REQUIREMENT
Retype the data that follows line by line, exactly, and leave its pictures out.

INFORMATION SUPPLIED
Start

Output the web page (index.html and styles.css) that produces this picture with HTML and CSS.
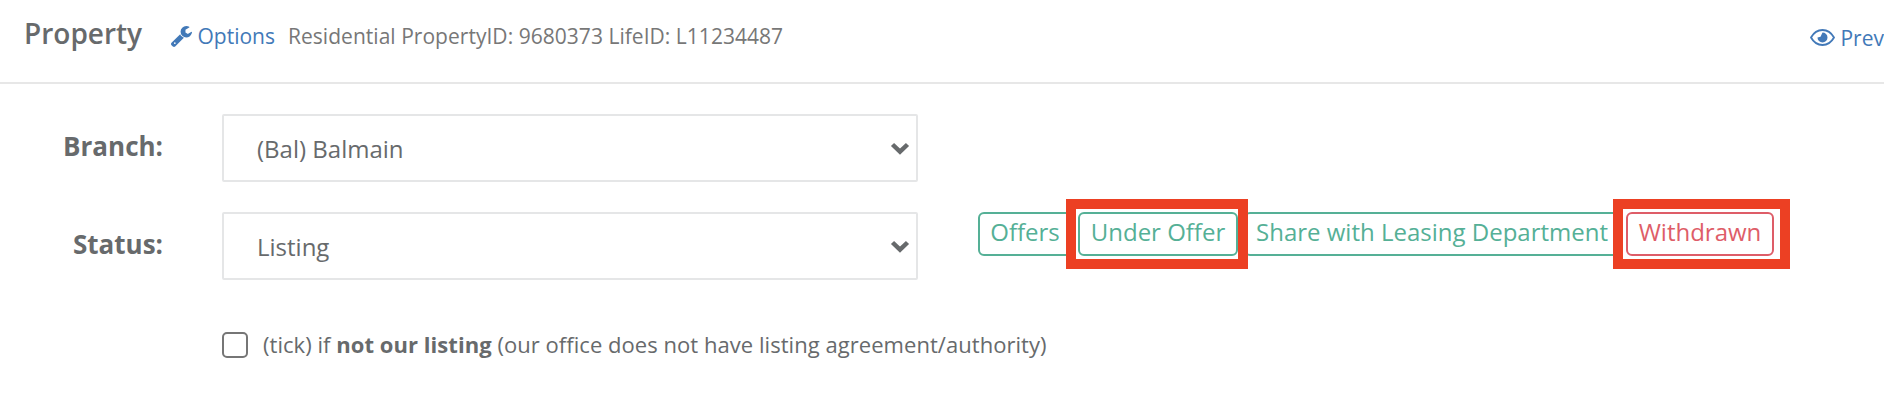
FILE: index.html
```html
<!DOCTYPE html>
<html lang="en">
<head>
    <meta charset="UTF-8">
    <meta name="viewport" content="width=device-width, initial-scale=1.0">
    <title>Property</title>
    <link rel="stylesheet" href="styles.css">
</head>
<body>
    <header class="page-header">
        <h1>Property</h1>
        <a href="#" class="options-link">
            <svg class="icon-wrench" viewBox="0 0 1641 1643" fill="currentColor"><path d="M363 1451q0-26-19-45t-45-19-45 19-19 45 19 45 45 19 45-19 19-45zm644-420l-682 682q-37 37-90 37-52 0-91-37l-106-108q-38-36-38-90 0-53 38-91l681-681q39 98 114.500 173.500t173.500 114.500zm634-435q0 39-23 106-47 134-164.500 217.500t-258.500 83.500q-185 0-316.500-131.500t-131.500-316.500 131.500-316.500 316.500-131.500q58 0 121.500 16.500t107.500 46.500q16 11 16 28t-16 28l-293 169v224l193 107q5-3 79-48.500t135.500-81 70.500-35.500q15 0 23.500 10t8.500 25z" transform="translate(0 -107)"/></svg>
            <span>Options</span>
        </a>
        <span class="property-ids">Residential PropertyID: 9680373 LifeID: L11234487</span>
        <a href="#" class="preview-link">
            <svg class="icon-eye" viewBox="0 0 25 17"><path class="eye-outline" d="M1 8.500 C3.500 4 7.500 1 12.500 1 S21.500 4 24 8.500 C21.500 13 17.500 16 12.500 16 S3.500 13 1 8.500Z"/><path class="eye-pupil" d="M12.500 3.500 A5 5 0 1 1 7.500 8.500 L10.500 7.800 Z"/></svg>
            <span>Preview</span>
        </a>
    </header>

    <form class="property-form">
        <div class="form-row">
            <label for="branch">Branch:</label>
            <div class="select-wrap">
                <select id="branch">
                    <option>(Bal) Balmain</option>
                </select>
                <svg class="chevron" viewBox="0 0 20 14"><path d="M2.500 2.500 L10 9.700 L17.500 2.500"/></svg>
            </div>
        </div>

        <div class="form-row">
            <label for="status">Status:</label>
            <div class="select-wrap">
                <select id="status">
                    <option>Listing</option>
                </select>
                <svg class="chevron" viewBox="0 0 20 14"><path d="M2.500 2.500 L10 9.700 L17.500 2.500"/></svg>
            </div>
            <div class="status-actions">
                <button type="button" class="btn btn-offers">Offers</button>
                <div class="marked marked-offer">
                    <button type="button" class="btn btn-under">Under Offer</button>
                </div>
                <button type="button" class="btn btn-share">Share with Leasing Department</button>
                <div class="marked marked-withdrawn">
                    <button type="button" class="btn btn-danger">Withdrawn</button>
                </div>
            </div>
        </div>

        <div class="check-row">
            <input type="checkbox" id="notOurs">
            <label for="notOurs">(tick) if <strong>not our listing</strong> (our office does not have listing agreement/authority)</label>
        </div>
    </form>
</body>
</html>
```

FILE: styles.css
```css
* {
    margin: 0;
    padding: 0;
    box-sizing: border-box;
}

body {
    font-family: "Open Sans", "Noto Sans", sans-serif;
    background: #fff;
    color: #676a6c;
    overflow: hidden;
}

a {
    color: #4279b8;
    text-decoration: none;
}

.page-header {
    display: flex;
    align-items: baseline;
    height: 84px;
    padding: 13px 0 0 24px;
    border-bottom: 2px solid #e7e7e7;
    font-size: 21px;
    line-height: 40px;
    white-space: nowrap;
}

h1 {
    width: 147px;
    font-size: 28px;
    font-weight: 600;
}

.options-link {
    width: 117px;
}

.icon-wrench {
    width: 21px;
    height: 21px;
    vertical-align: -3px;
}

.property-ids {
    color: #777;
    letter-spacing: 0.03px;
}

.preview-link {
    width: 74px;
    margin-left: auto;
    position: relative;
    top: 2px;
}

.icon-eye {
    width: 25px;
    height: 17px;
    vertical-align: 0;
}

.eye-outline {
    fill: none;
    stroke: currentColor;
    stroke-width: 1.800;
}

.eye-pupil {
    fill: currentColor;
}

.property-form {
    padding-top: 30px;
}

.form-row {
    display: flex;
    height: 68px;
    margin-bottom: 30px;
}

.form-row > label {
    width: 163px;
    margin-right: 59px;
    font-size: 26px;
    font-weight: 700;
    line-height: 64px;
    text-align: right;
}

.select-wrap {
    position: relative;
    width: 696px;
}

select {
    width: 100%;
    height: 68px;
    padding: 0 32px 0 33px;
    appearance: none;
    border: 2px solid #e5e6e7;
    border-radius: 2px;
    background: #fff;
    color: inherit;
    font-family: inherit;
    font-size: 24px;
}

.chevron {
    position: absolute;
    top: 27.5px;
    right: 8px;
    width: 20px;
    height: 14px;
    fill: none;
    stroke: #676a6c;
    stroke-width: 4.500;
}

.status-actions {
    display: flex;
    gap: 6px;
    margin-left: 60px;
}

.btn {
    height: 44px;
    border: 2px solid #55b096;
    border-radius: 6px;
    background: #fff;
    color: #55b096;
    font-family: inherit;
    font-size: 24px;
    line-height: 36px;
    padding-bottom: 4px;
    white-space: nowrap;
}

.btn-offers {
    width: 94px;
}

.btn-under {
    width: 160px;
}

.btn-share {
    width: 376px;
}

.btn-danger {
    width: 148px;
    border-color: #de5d68;
    color: #de5d68;
}

.marked {
    position: relative;
    height: 44px;
}

.marked::after {
    content: "";
    position: absolute;
    border: 10px solid #ec4023;
}

.marked-offer::after {
    inset: -13px -10px -13px -12px;
}

.marked-withdrawn::after {
    inset: -13px -16px -13px -13px;
}

.check-row {
    display: flex;
    align-items: center;
    height: 40px;
    margin-top: 45px;
    padding-left: 222px;
    font-size: 22px;
    letter-spacing: 0.045px;
}

.check-row label {
    padding-bottom: 2px;
}

.check-row input {
    width: 26px;
    height: 26px;
    margin-right: 15px;
    appearance: none;
    border: 2px solid #767676;
    border-radius: 5px;
}
```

End

WRITTEN ANSWER
Output the web page (index.html and styles.css) that produces this picture with HTML and CSS.
FILE: index.html
```html
<!DOCTYPE html>
<html lang="en">
<head>
    <meta charset="UTF-8">
    <meta name="viewport" content="width=device-width, initial-scale=1.0">
    <title>Property</title>
    <link rel="stylesheet" href="styles.css">
</head>
<body>
    <header class="page-header">
        <h1>Property</h1>
        <a href="#" class="options-link">
            <svg class="icon-wrench" viewBox="0 0 1641 1643" fill="currentColor"><path d="M363 1451q0-26-19-45t-45-19-45 19-19 45 19 45 45 19 45-19 19-45zm644-420l-682 682q-37 37-90 37-52 0-91-37l-106-108q-38-36-38-90 0-53 38-91l681-681q39 98 114.500 173.500t173.500 114.500zm634-435q0 39-23 106-47 134-164.500 217.500t-258.500 83.500q-185 0-316.500-131.500t-131.500-316.500 131.500-316.500 316.500-131.500q58 0 121.500 16.500t107.500 46.500q16 11 16 28t-16 28l-293 169v224l193 107q5-3 79-48.500t135.500-81 70.500-35.500q15 0 23.500 10t8.500 25z" transform="translate(0 -107)"/></svg>
            <span>Options</span>
        </a>
        <span class="property-ids">Residential PropertyID: 9680373 LifeID: L11234487</span>
        <a href="#" class="preview-link">
            <svg class="icon-eye" viewBox="0 0 25 17"><path class="eye-outline" d="M1 8.500 C3.500 4 7.500 1 12.500 1 S21.500 4 24 8.500 C21.500 13 17.500 16 12.500 16 S3.500 13 1 8.500Z"/><path class="eye-pupil" d="M12.500 3.500 A5 5 0 1 1 7.500 8.500 L10.500 7.800 Z"/></svg>
            <span>Preview</span>
        </a>
    </header>

    <form class="property-form">
        <div class="form-row">
            <label for="branch">Branch:</label>
            <div class="select-wrap">
                <select id="branch">
                    <option>(Bal) Balmain</option>
                </select>
                <svg class="chevron" viewBox="0 0 20 14"><path d="M2.500 2.500 L10 9.700 L17.500 2.500"/></svg>
            </div>
        </div>

        <div class="form-row">
            <label for="status">Status:</label>
            <div class="select-wrap">
                <select id="status">
                    <option>Listing</option>
                </select>
                <svg class="chevron" viewBox="0 0 20 14"><path d="M2.500 2.500 L10 9.700 L17.500 2.500"/></svg>
            </div>
            <div class="status-actions">
                <button type="button" class="btn btn-offers">Offers</button>
                <div class="marked marked-offer">
                    <button type="button" class="btn btn-under">Under Offer</button>
                </div>
                <button type="button" class="btn btn-share">Share with Leasing Department</button>
                <div class="marked marked-withdrawn">
                    <button type="button" class="btn btn-danger">Withdrawn</button>
                </div>
            </div>
        </div>

        <div class="check-row">
            <input type="checkbox" id="notOurs">
            <label for="notOurs">(tick) if <strong>not our listing</strong> (our office does not have listing agreement/authority)</label>
        </div>
    </form>
</body>
</html>
```

FILE: styles.css
```css
* {
    margin: 0;
    padding: 0;
    box-sizing: border-box;
}

body {
    font-family: "Open Sans", "Noto Sans", sans-serif;
    background: #fff;
    color: #676a6c;
    overflow: hidden;
}

a {
    color: #4279b8;
    text-decoration: none;
}

.page-header {
    display: flex;
    align-items: baseline;
    height: 84px;
    padding: 13px 0 0 24px;
    border-bottom: 2px solid #e7e7e7;
    font-size: 21px;
    line-height: 40px;
    white-space: nowrap;
}

h1 {
    width: 147px;
    font-size: 28px;
    font-weight: 600;
}

.options-link {
    width: 117px;
}

.icon-wrench {
    width: 21px;
    height: 21px;
    vertical-align: -3px;
}

.property-ids {
    color: #777;
    letter-spacing: 0.03px;
}

.preview-link {
    width: 74px;
    margin-left: auto;
    position: relative;
    top: 2px;
}

.icon-eye {
    width: 25px;
    height: 17px;
    vertical-align: 0;
}

.eye-outline {
    fill: none;
    stroke: currentColor;
    stroke-width: 1.800;
}

.eye-pupil {
    fill: currentColor;
}

.property-form {
    padding-top: 30px;
}

.form-row {
    display: flex;
    height: 68px;
    margin-bottom: 30px;
}

.form-row > label {
    width: 163px;
    margin-right: 59px;
    font-size: 26px;
    font-weight: 700;
    line-height: 64px;
    text-align: right;
}

.select-wrap {
    position: relative;
    width: 696px;
}

select {
    width: 100%;
    height: 68px;
    padding: 0 32px 0 33px;
    appearance: none;
    border: 2px solid #e5e6e7;
    border-radius: 2px;
    background: #fff;
    color: inherit;
    font-family: inherit;
    font-size: 24px;
}

.chevron {
    position: absolute;
    top: 27.5px;
    right: 8px;
    width: 20px;
    height: 14px;
    fill: none;
    stroke: #676a6c;
    stroke-width: 4.500;
}

.status-actions {
    display: flex;
    gap: 6px;
    margin-left: 60px;
}

.btn {
    height: 44px;
    border: 2px solid #55b096;
    border-radius: 6px;
    background: #fff;
    color: #55b096;
    font-family: inherit;
    font-size: 24px;
    line-height: 36px;
    padding-bottom: 4px;
    white-space: nowrap;
}

.btn-offers {
    width: 94px;
}

.btn-under {
    width: 160px;
}

.btn-share {
    width: 376px;
}

.btn-danger {
    width: 148px;
    border-color: #de5d68;
    color: #de5d68;
}

.marked {
    position: relative;
    height: 44px;
}

.marked::after {
    content: "";
    position: absolute;
    border: 10px solid #ec4023;
}

.marked-offer::after {
    inset: -13px -10px -13px -12px;
}

.marked-withdrawn::after {
    inset: -13px -16px -13px -13px;
}

.check-row {
    display: flex;
    align-items: center;
    height: 40px;
    margin-top: 45px;
    padding-left: 222px;
    font-size: 22px;
    letter-spacing: 0.045px;
}

.check-row label {
    padding-bottom: 2px;
}

.check-row input {
    width: 26px;
    height: 26px;
    margin-right: 15px;
    appearance: none;
    border: 2px solid #767676;
    border-radius: 5px;
}
```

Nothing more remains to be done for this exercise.